通称「仏さま研究室」の正式名称は「東京藝術大学大学院美術研究科文化財保存学専攻保存修復彫刻研究室」なんと31文字!
ここ、実在するらしいです。
修士過程2年目、修了制作として「仏像模刻」に取り組む4人、まひる、シゲ、アイリ、ソウスケのお話し。
模刻とは実在する仏像を当時の技術通りに出来るだけ同じ素材でそっくりに模写して作るということ。
困難だらけです。まず、お寺が簡単には許可してくれない。3Dレーザースキャニングなんて言葉だけで拒否反応を起こすお年寄りの檀家さんたちの反対もありますしね。私の仕事の中でもアップロードとかURLとか言っただけで戦闘体制に入るお客様もいますから、わかるわぁ〜。
その後も、素材調達の問題、技術の問題、こだわりの問題。
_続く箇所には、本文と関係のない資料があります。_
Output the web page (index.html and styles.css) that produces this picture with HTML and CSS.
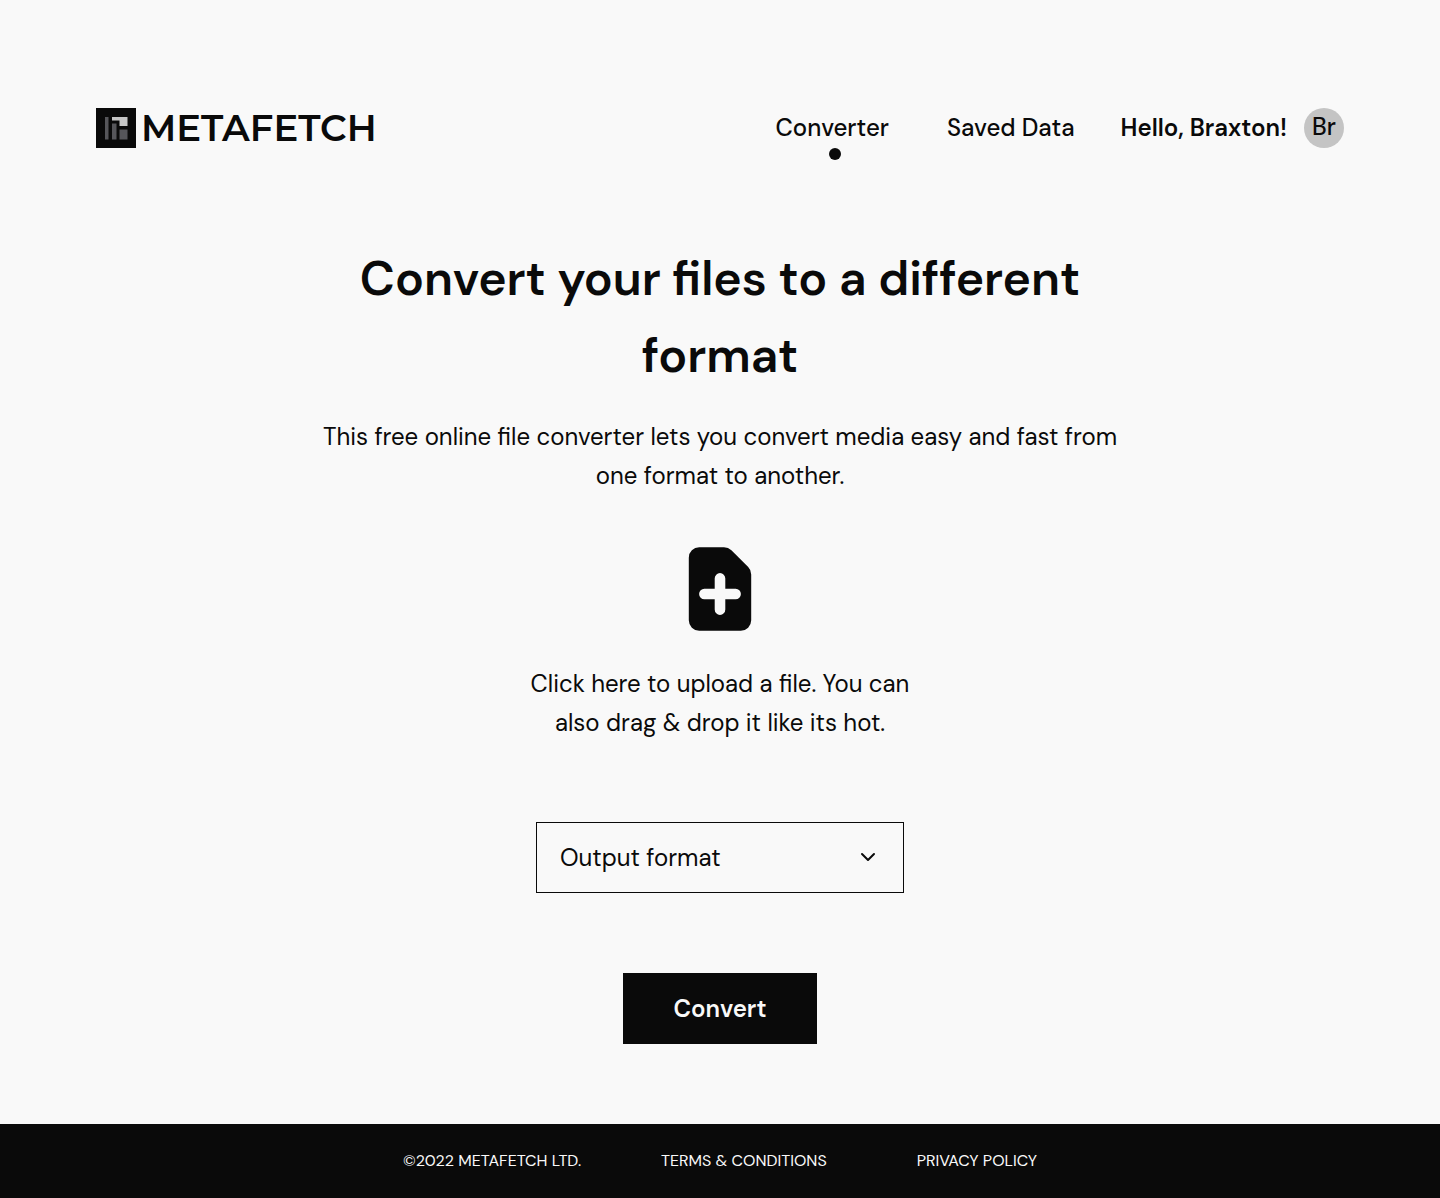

そんな中でも恋愛があり、親との確執があり、進路の迷いがあり、葛藤しつつも頑張っている姿にグッときます。まさしく青春✨✨
4人の後輩である珍念くんが仏さま研究室に入ったきっかけが意表をついててニヤリとしましたけど、なるほどね〜ってとこもありますねぇ←何言ってる全然わからないと思うので読んで確かめてください。
彼らを見守る教授達や親、模刻を通じて知り合った人々も素敵な方ばかりで気持ちの良い読み心地でした。